Il 4 ottobre di un anno fa
125mila firme sono state depositate a Palazzo Federale a Berna e tra
tre anni gli svizzeri voteranno per o contro l’iniziativa sul
Reddito incondizionato, che è una forma di ‘piccolo’ salario
(ancora non si sa a quanto può ammontare, ma gli iniziativisti
parlano di 2000-2500 franchi) che ha la caratteristica di essere
distribuita a tutti i cittadini, ricchi o poveri che
siano. Chi la definisce un’utopia realizzabile, chi ne parla come
il cambiamento sociale del XXIesimo secolo, chi la paragona a novità
che un tempo sembravano assurde come l’abolizione della schiavitù,
l’introduzione del riposo domenicale, l’Avs, le otto ore di
lavoro, il suffragio universale e via dicendo.

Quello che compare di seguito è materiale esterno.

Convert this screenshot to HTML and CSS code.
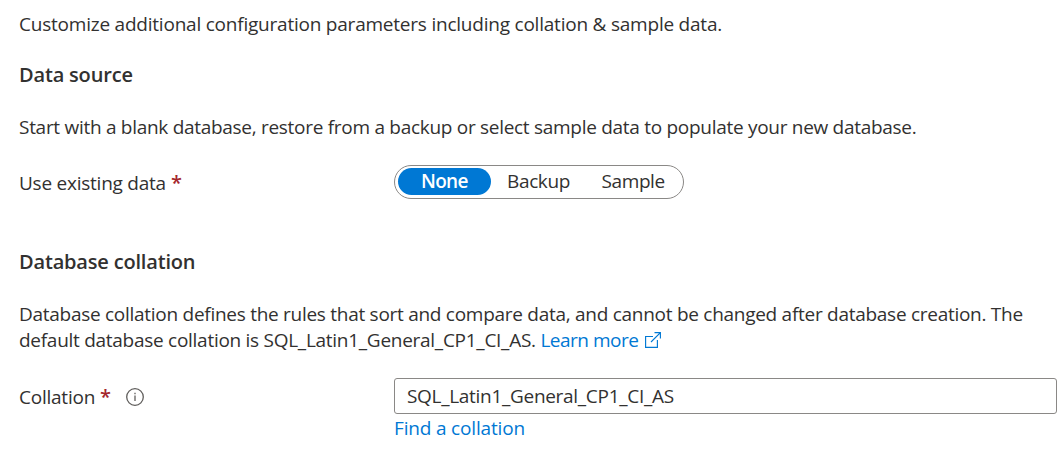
FILE: index.html
```html
<!DOCTYPE html>
<html lang="en">
<head>
<meta charset="utf-8">
<title>Additional settings</title>
<link rel="stylesheet" href="styles.css">
</head>
<body>
<main class="page">
  <p class="intro">Customize additional configuration parameters including collation &amp; sample data.</p>
  <h2 class="heading h-source">Data source</h2>
  <p class="desc-source">Start with a blank database, restore from a backup or select sample data to populate your new database.</p>
  <div class="row row-source">
    <div class="label"><span class="label-text">Use existing data</span><span class="req">*</span></div>
    <div class="pills" role="radiogroup">
      <span class="pill selected">None</span>
      <span class="pill backup">Backup</span>
      <span class="pill sample">Sample</span>
    </div>
  </div>
  <h2 class="heading h-collation">Database collation</h2>
  <p class="desc-collation">Database collation defines the rules that sort and compare data, and cannot be changed after database creation. The<br>default database collation is SQL_Latin1_General_CP1_CI_AS. <a class="link learn">Learn more</a><svg class="ext" viewBox="0 0 16 16"><path d="M8 4.5H.6v10.9h11.8V8M9.5.6h5.9v5.9M15.4.6 6 10"/></svg></p>
  <div class="row row-collation">
    <div class="label"><span class="label-text">Collation</span><span class="req">*</span><svg class="info" viewBox="0 0 18 18"><circle cx="9" cy="9" r="8.3"/><path d="M9 7.5v5.5M9 4.8v1.5"/></svg></div>
    <div class="field">
      <div class="input">SQL_Latin1_General_CP1_CI_AS</div>
      <a class="link find">Find a collation</a>
    </div>
  </div>
</main>
</body>
</html>
```
FILE: styles.css
```css
* { box-sizing: border-box; }
body { margin: 0; background: #fff; color: #323130; font: 19px/26px "Segoe UI", "Open Sans", "Noto Sans", sans-serif; }
.page { width: 1064px; height: 455px; padding: 11px 7px 0 19px; overflow: hidden; white-space: nowrap; }
p, h2 { margin: 0; }
.heading { font-size: 20px; font-weight: 600; line-height: 26px; letter-spacing: -.18px; }
.intro { height: 51px; letter-spacing: -.22px; }
.h-source { height: 52px; }
.desc-source { height: 51px; letter-spacing: -.29px; }
.row { display: flex; }
.row-source { height: 84px; }
.label { display: flex; width: 375px; flex: none; padding-top: 5px; }
.label-text { letter-spacing: -.24px; }
.row-collation .label { padding-top: 6px; }
.req { margin-left: 5px; color: #a4262c; font-size: 20px; font-weight: 600; }
.pills { display: flex; width: 290px; height: 34px; padding: 2px 3px; border: 1px solid #8a8886; border-radius: 17px; }
.pill { height: 27px; text-align: center; letter-spacing: -.4px; }
.selected { width: 93px; background: #0078d4; color: #fff; border-radius: 14px; font-weight: 600; letter-spacing: -.7px; }
.backup { width: 96px; }
.sample { width: 94px; }
.h-collation { height: 52px; }
.desc-collation { height: 77px; letter-spacing: -.275px; }
.link { color: #0078d4; }
.learn { letter-spacing: -.5px; }
.ext { width: 16px; height: 16px; margin-left: 7px; vertical-align: -1px; fill: none; stroke: #0078d4; stroke-width: 1.15; }
.info { width: 18px; height: 18px; margin: 4px 0 0 15px; fill: none; stroke: #605e5c; stroke-width: 1.3; }
.field { width: 663px; }
.input { height: 36px; padding: 4px 12px; border: 1px solid #8a8886; border-radius: 3px; letter-spacing: -.3px; }
.find { display: inline-block; margin-top: 1px; letter-spacing: -.17px; }
```
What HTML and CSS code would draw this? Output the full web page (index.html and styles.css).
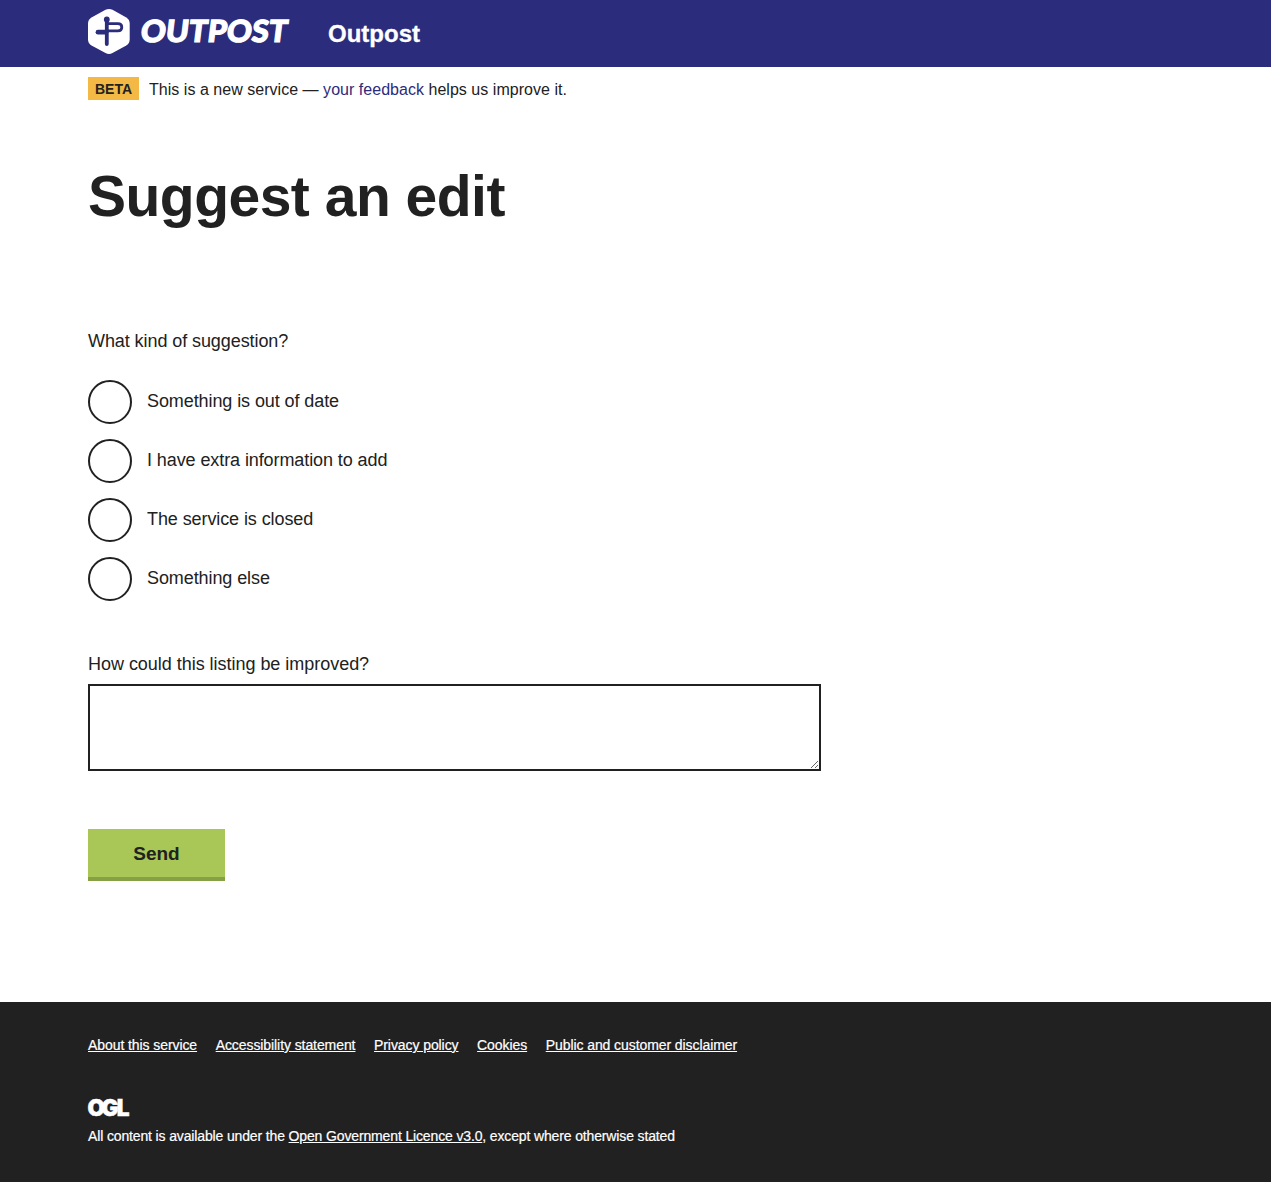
FILE: index.html
```html
<!DOCTYPE html>
<html lang="en">
<head>
<meta charset="utf-8">
<title>Suggest an edit | Outpost</title>
<link rel="stylesheet" href="styles.css">
</head>
<body>
<header class="header">
  <div class="container header__inner">
    <svg class="header__logo" width="200" height="46" viewBox="0 0 200 46" role="img" aria-label="Outpost">
      <path d="M17.5 .8Q21 -.9 24.5 .8L38.3 8.4Q41.7 10.5 41.7 14.5V30.5Q41.7 34.5 38.3 36.4L24.5 44Q21 45.8 17.5 44L3.5 36.4Q0 34.5 0 30.5V14.5Q0 10.5 3.5 8.4Z" fill="#fff"/>
      <g fill="none" stroke="#2b2c7c">
        <path d="M18.8 11V35" stroke-width="3.8" stroke-linecap="round"/>
        <path d="M18 14.6H29.8Q33.8 14.6 33.8 18.2Q33.8 21.8 29.8 21.8H18" stroke-width="2.8"/>
        <path d="M18 23.2H10" stroke-width="4.8" stroke-linecap="round"/>
      </g>
      <circle cx="18.8" cy="10.5" r="2.9" fill="#2b2c7c"/>
      <text class="wordmark" transform="translate(51.8 33.4) skewX(-7)" textLength="146.5" lengthAdjust="spacingAndGlyphs">OUTPOST</text>
    </svg>
    <span class="header__title">Outpost</span>
  </div>
</header>
<div class="container phase">
  <strong class="phase__tag">BETA</strong>
  <p class="phase__text">This is a new service — <a href="#">your feedback</a> helps us improve it.</p>
</div>
<main class="container main">
  <h1 class="title">Suggest an edit</h1>
  <form>
    <fieldset class="options">
      <legend class="options__legend">What kind of suggestion?</legend>
      <label class="option"><input class="option__input" type="radio" name="kind"><span>Something is out of date</span></label>
      <label class="option"><input class="option__input" type="radio" name="kind"><span>I have extra information to add</span></label>
      <label class="option"><input class="option__input" type="radio" name="kind"><span>The service is closed</span></label>
      <label class="option"><input class="option__input" type="radio" name="kind"><span>Something else</span></label>
    </fieldset>
    <label class="label" for="improve">How could this listing be improved?</label>
    <textarea class="textarea" id="improve"></textarea>
    <button class="button" type="button">Send</button>
  </form>
</main>
<footer class="footer">
  <div class="container">
    <nav class="footer__nav">
      <a href="#">About this service</a>
      <a href="#">Accessibility statement</a>
      <a href="#">Privacy policy</a>
      <a href="#">Cookies</a>
      <a href="#">Public and customer disclaimer</a>
    </nav>
    <svg class="footer__ogl" width="42" height="18" viewBox="0 0 42 18" role="img" aria-label="OGL">
      <text class="ogl" x="-0.6 13.6 28.8" y="16.6">OGL</text>
    </svg>
    <p class="footer__licence">All content is available under the <a href="#">Open Government Licence v3.0</a>, except where otherwise stated</p>
  </div>
</footer>
</body>
</html>
```
FILE: styles.css
```css
* { box-sizing: border-box; }

body {
  margin: 0;
  background: #fff;
  color: #212121;
  font-family: "Liberation Sans", Arial, sans-serif;
  font-size: 18px;
}

.container { width: 1095px; margin: 0 auto; }

.header { height: 67px; background: #2b2c7c; color: #fff; }
.header__inner { display: flex; align-items: flex-start; gap: 40px; padding-top: 9px; }
.header__logo { display: block; overflow: visible; }
.header__title { padding-top: 11px; font-size: 24px; line-height: 28px; font-weight: 700; -webkit-text-stroke: 0.3px #fff; }
.wordmark { font: 900 30.5px Lato, sans-serif; fill: #fff; stroke: #fff; stroke-width: 1.2px; }

.phase { display: flex; align-items: center; gap: 10px; height: 23px; margin-top: 10px; }
.phase__tag { width: 51px; height: 23px; line-height: 24px; text-align: center; background: #f4b844; font-size: 14px; }
.phase__text { margin: 0; padding-top: 2px; font-size: 16px; line-height: 24px; letter-spacing: 0.03px; }
.phase a { color: #2b2c7c; text-decoration: none; }

.main { height: 902px; padding-top: 62px; }
.title { margin: 0 0 100px; font-size: 57px; line-height: 68px; letter-spacing: -0.5px; }

.options { margin: 0; padding: 0; border: 0; }
.options__legend { padding: 0; margin-bottom: 27px; line-height: 23px; letter-spacing: -0.08px; }
.option { display: flex; align-items: center; gap: 15px; height: 44px; margin-bottom: 15px; letter-spacing: -0.09px; }
.option:last-child { margin-bottom: 0; }
.option span { padding-bottom: 2px; }
.option__input { appearance: none; width: 44px; height: 44px; margin: 0; border: 2px solid #212121; border-radius: 50%; }

.label { display: block; margin: 52px 0 9px; line-height: 22px; letter-spacing: -0.03px; }
.textarea { display: block; width: 733px; height: 87px; padding: 8px; border: 2px solid #212121; border-radius: 0; outline: 0; font: inherit; resize: vertical; }
.button { display: block; width: 137px; height: 52px; margin-top: 58px; padding: 2px 0 0; border: 0; border-bottom: 4px solid #86a045; background: #a8c756; color: #212121; font: 700 19px "Liberation Sans", Arial, sans-serif; }

.footer { height: 180px; padding-top: 34px; background: #212121; color: #fff; font-size: 14px; line-height: 18px; -webkit-text-stroke: 0.2px #fff; }
.footer a { color: #fff; text-decoration: underline; }
.footer__nav { display: flex; gap: 18.6px; letter-spacing: -0.08px; }
.footer__ogl { display: block; margin-top: 45px; overflow: visible; }
.ogl { font: 900 22.5px Inter, sans-serif; fill: #fff; stroke: #fff; stroke-width: 0.5px; }
.footer__licence { margin: 10px 0 0; letter-spacing: -0.14px; }
```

«L’economia non è un comparto
separato, anche lei deve essere sottoposta a riflessioni etiche»: è
un fondamento del pensiero di Philippe Van Parijs, professore alla
Facoltà di scienze economiche, sociali e politiche dell’Università
cattolica di Lovanio (Louvain), di cui anima la Cattedra di etica
economica e sociale fin dalla sua creazione nel 1991. Van Parijs è
conosciuto in Europa soprattutto come principale sostenitore della
proposta di introduzione di un reddito di base.